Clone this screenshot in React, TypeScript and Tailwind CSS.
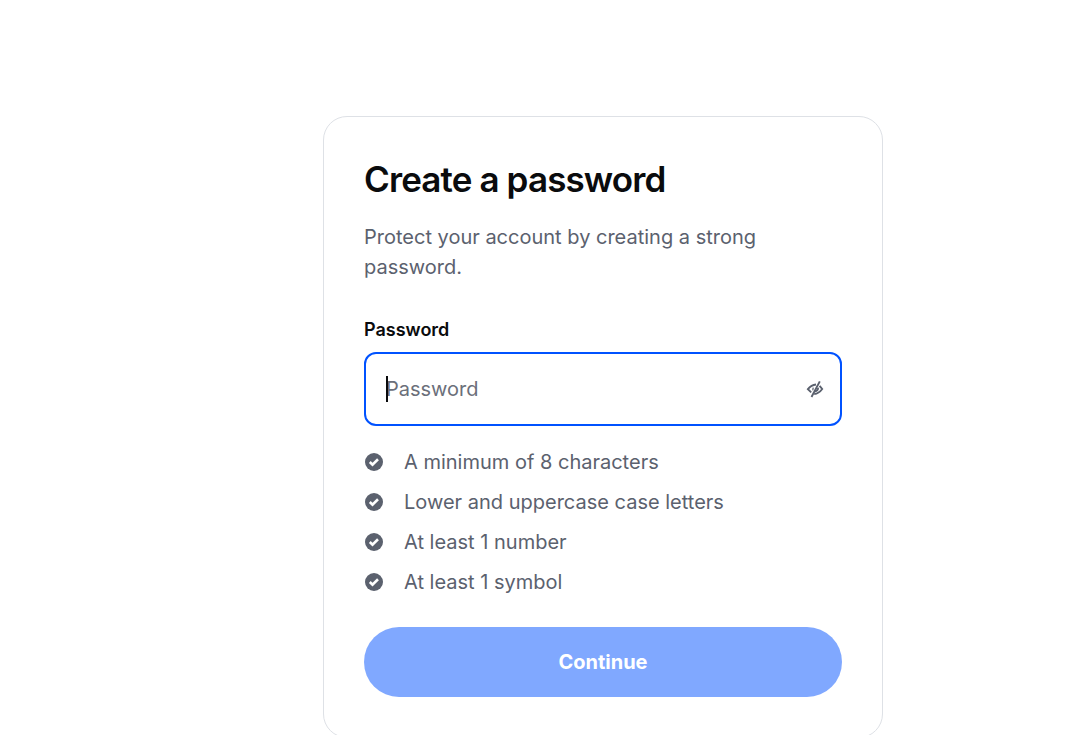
import React, { useState } from "react";

const requirements = [
  "A minimum of 8 characters",
  "Lower and uppercase case letters",
  "At least 1 number",
  "At least 1 symbol",
];

function CheckBadge() {
  return (
    <svg viewBox="0 0 20 20" className="size-5 shrink-0" aria-hidden="true">
      <circle cx="10" cy="10" r="9" fill="#5b616e" />
      <path d="M5.800 10 8.500 12.600 14 7.200" fill="none" stroke="#fff" strokeWidth="2.6" />
    </svg>
  );
}

function HiddenEye() {
  return (
    <svg viewBox="0 0 20 20" className="size-5" fill="none" stroke="#5b616e" strokeWidth="1.9" aria-hidden="true">
      <path d="M15.800 2.400 7.500 18" />
      <path d="M12 5.500C8.800 5.800 6.300 7.200 3.900 10.200L7.200 13.400" />
      <path d="M15.600 6.800 18.200 10C15.800 13.300 13.600 14.700 10.200 15" />
      <path d="M14 8.800C14.400 10.800 13 12 11 12.300" />
      <path d="M9.400 8.600C8.800 9.500 8.700 10.300 9 11.300" strokeWidth="1.200" />
    </svg>
  );
}

export default function App() {
  const [visible, setVisible] = useState(false);
  const [value, setValue] = useState("");

  return (
    <main className="h-screen overflow-hidden bg-white pt-[116px] pl-[130px] font-['Inter',sans-serif] text-xl text-[#5b616e]">
      <form
        className="mx-auto w-full max-w-[560px] rounded-3xl border border-[#dee1e6] p-10"
        onSubmit={(event) => event.preventDefault()}
      >
        <h1 className="text-[35px] leading-11 font-semibold tracking-tight text-[#0a0b0d]">Create a password</h1>
        <p className="mt-[21px] leading-[30px]">Protect your account by creating a strong password.</p>

        <label htmlFor="password" className="mt-9 block text-lg leading-6 font-semibold text-[#0a0b0d]">
          Password
        </label>
        <div className="relative mt-2.5 flex h-[74px] items-center rounded-xl border-2 border-[#0052ff] pr-4 pl-5">
          {value === "" && <span className="absolute left-5 h-[26px] w-0.5 bg-[#0a0b0d]" aria-hidden="true" />}
          <input
            id="password"
            type={visible ? "text" : "password"}
            placeholder="Password"
            value={value}
            onChange={(event) => setValue(event.target.value)}
            className="min-w-0 flex-1 bg-transparent leading-[30px] text-[#0a0b0d] outline-none placeholder:text-[#6b6f7a]"
          />
          <button type="button" aria-label="Show password" onClick={() => setVisible(!visible)}>
            <HiddenEye />
          </button>
        </div>

        <ul className="mt-[21px] flex flex-col gap-2.5 leading-[30px]">
          {requirements.map((text) => (
            <li key={text} className="flex items-center gap-5">
              <CheckBadge />
              {text}
            </li>
          ))}
        </ul>

        <button type="submit" className="mt-[30px] h-[70px] w-full rounded-full bg-[#80a8ff] font-bold text-white">
          Continue
        </button>
      </form>
    </main>
  );
}
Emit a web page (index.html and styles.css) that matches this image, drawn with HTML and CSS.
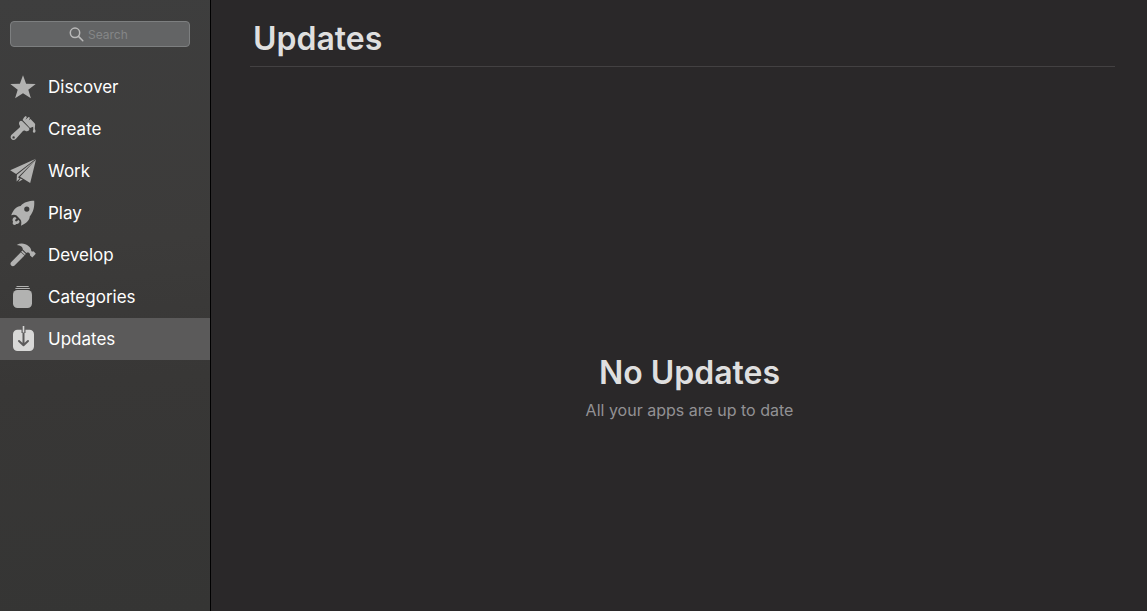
━━━━━━
▶ _Given problem_: Look above for lines with the word "React" and copy them all.

▶ _Final result_:
Clone this screenshot in React, TypeScript and Tailwind CSS.
import React, { useState } from "react";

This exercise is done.